* DIRECTIONS *
Please print exactly the lines below, from the start of the material up to and including the line with "flex h-[1061px] w-[640px]", but none of the pictures.

********

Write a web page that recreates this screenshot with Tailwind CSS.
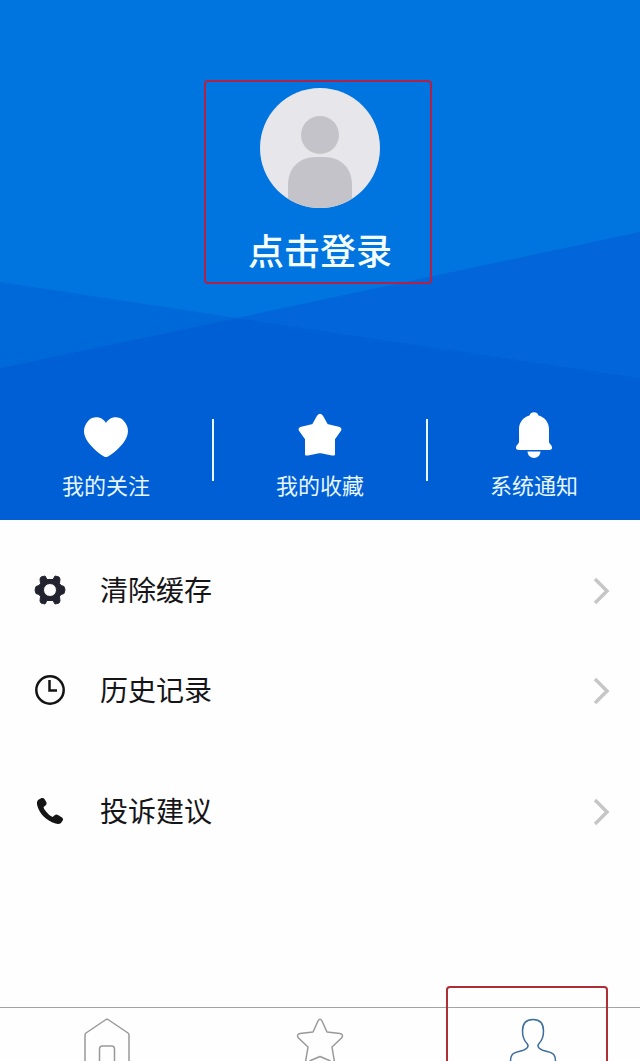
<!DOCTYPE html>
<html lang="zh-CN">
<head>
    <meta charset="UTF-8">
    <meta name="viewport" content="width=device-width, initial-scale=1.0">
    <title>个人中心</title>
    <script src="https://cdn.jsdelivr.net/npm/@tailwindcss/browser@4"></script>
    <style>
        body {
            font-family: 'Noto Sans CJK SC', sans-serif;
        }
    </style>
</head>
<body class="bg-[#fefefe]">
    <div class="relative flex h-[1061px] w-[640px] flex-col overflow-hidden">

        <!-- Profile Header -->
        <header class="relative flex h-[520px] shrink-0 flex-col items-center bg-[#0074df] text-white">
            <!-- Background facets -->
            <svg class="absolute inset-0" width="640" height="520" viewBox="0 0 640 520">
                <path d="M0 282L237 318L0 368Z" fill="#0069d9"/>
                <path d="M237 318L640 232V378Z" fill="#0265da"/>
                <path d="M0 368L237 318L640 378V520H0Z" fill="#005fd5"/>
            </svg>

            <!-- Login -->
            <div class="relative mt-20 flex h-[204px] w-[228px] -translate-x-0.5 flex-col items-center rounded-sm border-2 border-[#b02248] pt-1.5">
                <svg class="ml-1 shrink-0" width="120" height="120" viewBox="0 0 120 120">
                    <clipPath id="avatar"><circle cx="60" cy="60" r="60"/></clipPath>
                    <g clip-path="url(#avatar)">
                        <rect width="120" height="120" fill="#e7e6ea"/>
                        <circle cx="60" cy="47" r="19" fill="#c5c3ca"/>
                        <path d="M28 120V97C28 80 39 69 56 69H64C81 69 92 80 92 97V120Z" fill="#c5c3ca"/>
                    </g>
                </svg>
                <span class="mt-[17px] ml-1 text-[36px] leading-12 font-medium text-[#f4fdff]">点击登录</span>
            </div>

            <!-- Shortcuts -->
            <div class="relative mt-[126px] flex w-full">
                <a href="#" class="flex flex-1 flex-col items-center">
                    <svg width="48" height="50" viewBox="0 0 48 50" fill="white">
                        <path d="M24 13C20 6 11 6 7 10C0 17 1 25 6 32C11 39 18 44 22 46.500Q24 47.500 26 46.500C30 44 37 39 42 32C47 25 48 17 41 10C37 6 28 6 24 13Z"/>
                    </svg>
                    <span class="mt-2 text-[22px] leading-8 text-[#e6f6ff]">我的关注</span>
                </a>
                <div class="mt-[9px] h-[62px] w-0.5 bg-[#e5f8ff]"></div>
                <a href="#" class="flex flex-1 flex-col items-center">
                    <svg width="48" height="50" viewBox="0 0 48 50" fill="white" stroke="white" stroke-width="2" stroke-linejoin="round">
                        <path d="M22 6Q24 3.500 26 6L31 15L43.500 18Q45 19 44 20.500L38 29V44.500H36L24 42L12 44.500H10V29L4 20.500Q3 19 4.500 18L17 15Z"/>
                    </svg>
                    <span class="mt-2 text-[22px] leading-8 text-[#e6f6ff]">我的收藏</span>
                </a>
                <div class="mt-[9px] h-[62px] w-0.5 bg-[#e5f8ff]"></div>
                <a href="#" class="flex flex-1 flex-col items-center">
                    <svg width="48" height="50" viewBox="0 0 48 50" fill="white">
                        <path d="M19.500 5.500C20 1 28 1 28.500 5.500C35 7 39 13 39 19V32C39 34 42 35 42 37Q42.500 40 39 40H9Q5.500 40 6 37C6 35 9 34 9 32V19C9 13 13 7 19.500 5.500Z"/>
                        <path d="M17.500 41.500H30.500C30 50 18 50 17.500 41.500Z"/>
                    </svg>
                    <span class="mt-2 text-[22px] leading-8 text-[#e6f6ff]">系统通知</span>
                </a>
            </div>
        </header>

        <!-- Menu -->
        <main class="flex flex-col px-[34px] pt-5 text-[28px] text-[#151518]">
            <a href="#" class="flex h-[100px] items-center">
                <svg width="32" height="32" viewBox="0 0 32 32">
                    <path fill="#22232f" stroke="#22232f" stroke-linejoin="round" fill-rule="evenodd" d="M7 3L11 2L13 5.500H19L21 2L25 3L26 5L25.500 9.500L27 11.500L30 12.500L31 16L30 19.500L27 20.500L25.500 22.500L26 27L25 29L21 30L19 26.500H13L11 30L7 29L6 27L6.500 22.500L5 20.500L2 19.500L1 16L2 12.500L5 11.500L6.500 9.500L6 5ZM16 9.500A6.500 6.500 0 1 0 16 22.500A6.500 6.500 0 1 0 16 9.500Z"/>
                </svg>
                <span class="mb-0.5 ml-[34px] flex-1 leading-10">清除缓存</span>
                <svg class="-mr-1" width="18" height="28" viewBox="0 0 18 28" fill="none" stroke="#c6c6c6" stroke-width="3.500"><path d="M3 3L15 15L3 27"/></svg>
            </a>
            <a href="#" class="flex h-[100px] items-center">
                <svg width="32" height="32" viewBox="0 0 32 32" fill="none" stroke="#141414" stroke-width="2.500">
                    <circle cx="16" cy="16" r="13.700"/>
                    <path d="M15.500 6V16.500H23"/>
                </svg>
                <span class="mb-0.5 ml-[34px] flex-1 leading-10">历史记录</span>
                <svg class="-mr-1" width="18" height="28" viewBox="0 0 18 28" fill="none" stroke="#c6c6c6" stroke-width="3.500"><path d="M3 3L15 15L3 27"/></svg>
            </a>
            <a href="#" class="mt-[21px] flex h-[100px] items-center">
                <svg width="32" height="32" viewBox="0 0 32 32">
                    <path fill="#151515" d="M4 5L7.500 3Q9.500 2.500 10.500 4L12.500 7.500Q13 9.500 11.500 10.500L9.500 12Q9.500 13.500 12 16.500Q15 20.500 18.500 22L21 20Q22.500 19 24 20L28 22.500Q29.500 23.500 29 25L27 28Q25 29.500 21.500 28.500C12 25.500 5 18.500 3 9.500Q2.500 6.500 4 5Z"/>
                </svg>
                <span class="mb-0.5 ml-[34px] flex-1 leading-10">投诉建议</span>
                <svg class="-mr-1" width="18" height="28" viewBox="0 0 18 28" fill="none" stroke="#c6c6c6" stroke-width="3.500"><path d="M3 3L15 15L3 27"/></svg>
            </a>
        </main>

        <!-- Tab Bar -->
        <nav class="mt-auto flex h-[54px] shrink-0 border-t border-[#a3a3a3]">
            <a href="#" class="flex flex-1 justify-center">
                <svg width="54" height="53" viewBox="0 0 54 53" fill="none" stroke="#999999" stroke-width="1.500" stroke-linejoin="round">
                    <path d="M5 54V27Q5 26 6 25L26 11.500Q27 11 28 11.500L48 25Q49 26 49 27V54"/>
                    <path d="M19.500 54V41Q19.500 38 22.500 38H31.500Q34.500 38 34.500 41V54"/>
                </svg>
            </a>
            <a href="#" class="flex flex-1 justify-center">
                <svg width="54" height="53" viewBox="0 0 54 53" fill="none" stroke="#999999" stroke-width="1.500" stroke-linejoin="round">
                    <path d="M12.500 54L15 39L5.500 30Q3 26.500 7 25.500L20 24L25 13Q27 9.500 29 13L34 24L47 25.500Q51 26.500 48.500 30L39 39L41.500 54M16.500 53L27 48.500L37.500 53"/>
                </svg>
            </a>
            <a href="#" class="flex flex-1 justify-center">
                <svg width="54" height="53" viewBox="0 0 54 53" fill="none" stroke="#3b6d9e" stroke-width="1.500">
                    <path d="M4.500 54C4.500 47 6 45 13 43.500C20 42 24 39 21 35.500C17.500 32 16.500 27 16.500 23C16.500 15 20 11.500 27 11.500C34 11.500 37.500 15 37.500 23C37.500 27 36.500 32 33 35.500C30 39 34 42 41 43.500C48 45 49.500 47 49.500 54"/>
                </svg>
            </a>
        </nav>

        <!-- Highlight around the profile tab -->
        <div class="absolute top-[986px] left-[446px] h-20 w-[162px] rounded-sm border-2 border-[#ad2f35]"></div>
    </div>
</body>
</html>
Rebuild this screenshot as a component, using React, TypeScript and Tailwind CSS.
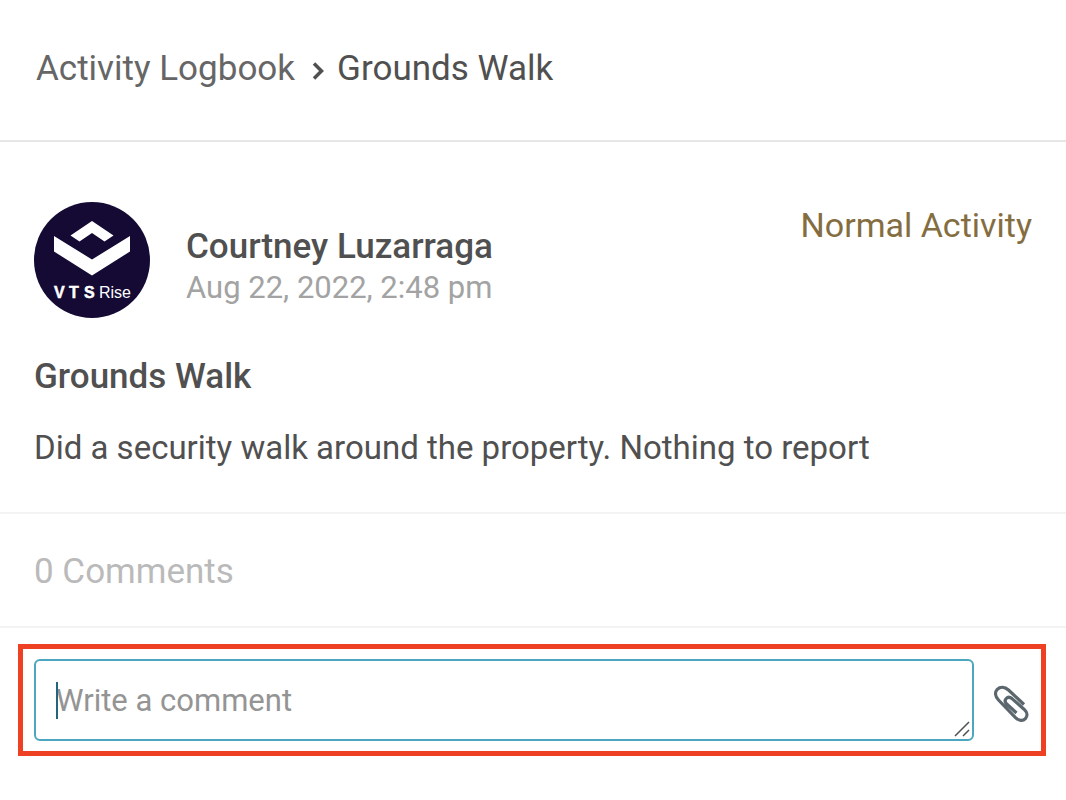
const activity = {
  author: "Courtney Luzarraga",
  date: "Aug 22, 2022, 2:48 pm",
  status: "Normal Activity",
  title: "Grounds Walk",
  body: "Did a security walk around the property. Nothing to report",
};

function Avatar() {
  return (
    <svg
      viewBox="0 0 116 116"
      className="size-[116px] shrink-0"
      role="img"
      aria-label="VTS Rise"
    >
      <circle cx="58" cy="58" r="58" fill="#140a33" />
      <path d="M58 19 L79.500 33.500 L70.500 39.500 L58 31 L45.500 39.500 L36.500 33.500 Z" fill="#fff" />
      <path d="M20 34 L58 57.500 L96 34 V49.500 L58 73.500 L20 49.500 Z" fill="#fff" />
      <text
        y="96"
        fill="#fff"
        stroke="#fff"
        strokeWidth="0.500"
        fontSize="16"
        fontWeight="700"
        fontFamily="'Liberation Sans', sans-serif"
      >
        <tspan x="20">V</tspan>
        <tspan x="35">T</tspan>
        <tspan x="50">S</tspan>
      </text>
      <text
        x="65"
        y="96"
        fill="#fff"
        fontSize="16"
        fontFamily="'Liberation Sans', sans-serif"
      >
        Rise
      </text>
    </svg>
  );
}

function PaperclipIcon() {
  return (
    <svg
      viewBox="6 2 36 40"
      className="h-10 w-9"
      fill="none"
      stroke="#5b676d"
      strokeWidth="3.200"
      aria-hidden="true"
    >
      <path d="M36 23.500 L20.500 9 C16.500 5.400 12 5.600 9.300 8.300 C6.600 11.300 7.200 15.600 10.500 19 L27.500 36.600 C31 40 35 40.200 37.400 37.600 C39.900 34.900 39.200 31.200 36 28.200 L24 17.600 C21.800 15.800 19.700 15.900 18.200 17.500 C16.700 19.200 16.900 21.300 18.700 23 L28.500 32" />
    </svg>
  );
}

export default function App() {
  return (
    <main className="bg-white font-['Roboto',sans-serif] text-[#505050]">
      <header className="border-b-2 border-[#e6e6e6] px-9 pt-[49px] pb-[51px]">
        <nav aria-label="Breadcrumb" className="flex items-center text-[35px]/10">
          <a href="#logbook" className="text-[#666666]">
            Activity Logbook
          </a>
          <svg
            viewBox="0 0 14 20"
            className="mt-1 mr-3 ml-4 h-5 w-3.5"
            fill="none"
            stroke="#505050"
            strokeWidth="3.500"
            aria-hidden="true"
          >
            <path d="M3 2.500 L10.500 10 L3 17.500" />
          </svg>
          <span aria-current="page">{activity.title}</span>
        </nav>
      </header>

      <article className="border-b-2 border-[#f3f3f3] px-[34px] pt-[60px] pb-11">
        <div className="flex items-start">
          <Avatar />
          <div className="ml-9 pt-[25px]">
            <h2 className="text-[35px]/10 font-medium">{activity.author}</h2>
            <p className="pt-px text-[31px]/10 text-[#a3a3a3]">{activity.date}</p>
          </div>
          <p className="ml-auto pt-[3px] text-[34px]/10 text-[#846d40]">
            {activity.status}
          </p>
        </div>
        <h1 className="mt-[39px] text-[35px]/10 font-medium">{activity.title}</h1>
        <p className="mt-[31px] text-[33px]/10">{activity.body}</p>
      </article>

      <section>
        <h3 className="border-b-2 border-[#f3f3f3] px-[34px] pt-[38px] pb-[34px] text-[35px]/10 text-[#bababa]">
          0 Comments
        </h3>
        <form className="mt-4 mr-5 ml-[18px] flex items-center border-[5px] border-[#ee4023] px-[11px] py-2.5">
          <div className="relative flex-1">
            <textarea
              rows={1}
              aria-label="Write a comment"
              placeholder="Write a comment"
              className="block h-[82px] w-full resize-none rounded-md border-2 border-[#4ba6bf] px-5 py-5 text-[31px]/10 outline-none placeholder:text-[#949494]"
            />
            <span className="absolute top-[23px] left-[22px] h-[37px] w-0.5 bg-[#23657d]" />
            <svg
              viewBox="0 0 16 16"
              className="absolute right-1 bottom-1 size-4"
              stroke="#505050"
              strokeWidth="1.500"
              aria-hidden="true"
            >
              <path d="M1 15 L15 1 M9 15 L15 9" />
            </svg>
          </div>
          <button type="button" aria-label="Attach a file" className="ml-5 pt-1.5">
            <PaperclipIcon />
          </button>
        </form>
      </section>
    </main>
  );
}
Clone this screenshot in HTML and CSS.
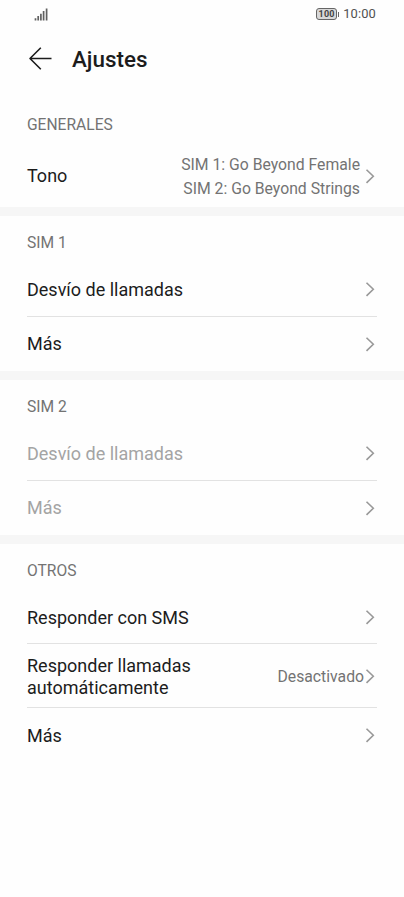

********

* ANSWER TO THIS PROBLEM *
Write a web page that recreates this screenshot with Tailwind CSS.
<!DOCTYPE html>
<html lang="zh-CN">
<head>
    <meta charset="UTF-8">
    <meta name="viewport" content="width=device-width, initial-scale=1.0">
    <title>个人中心</title>
    <script src="https://cdn.jsdelivr.net/npm/@tailwindcss/browser@4"></script>
    <style>
        body {
            font-family: 'Noto Sans CJK SC', sans-serif;
        }
    </style>
</head>
<body class="bg-[#fefefe]">
    <div class="relative flex h-[1061px] w-[640px] flex-col overflow-hidden">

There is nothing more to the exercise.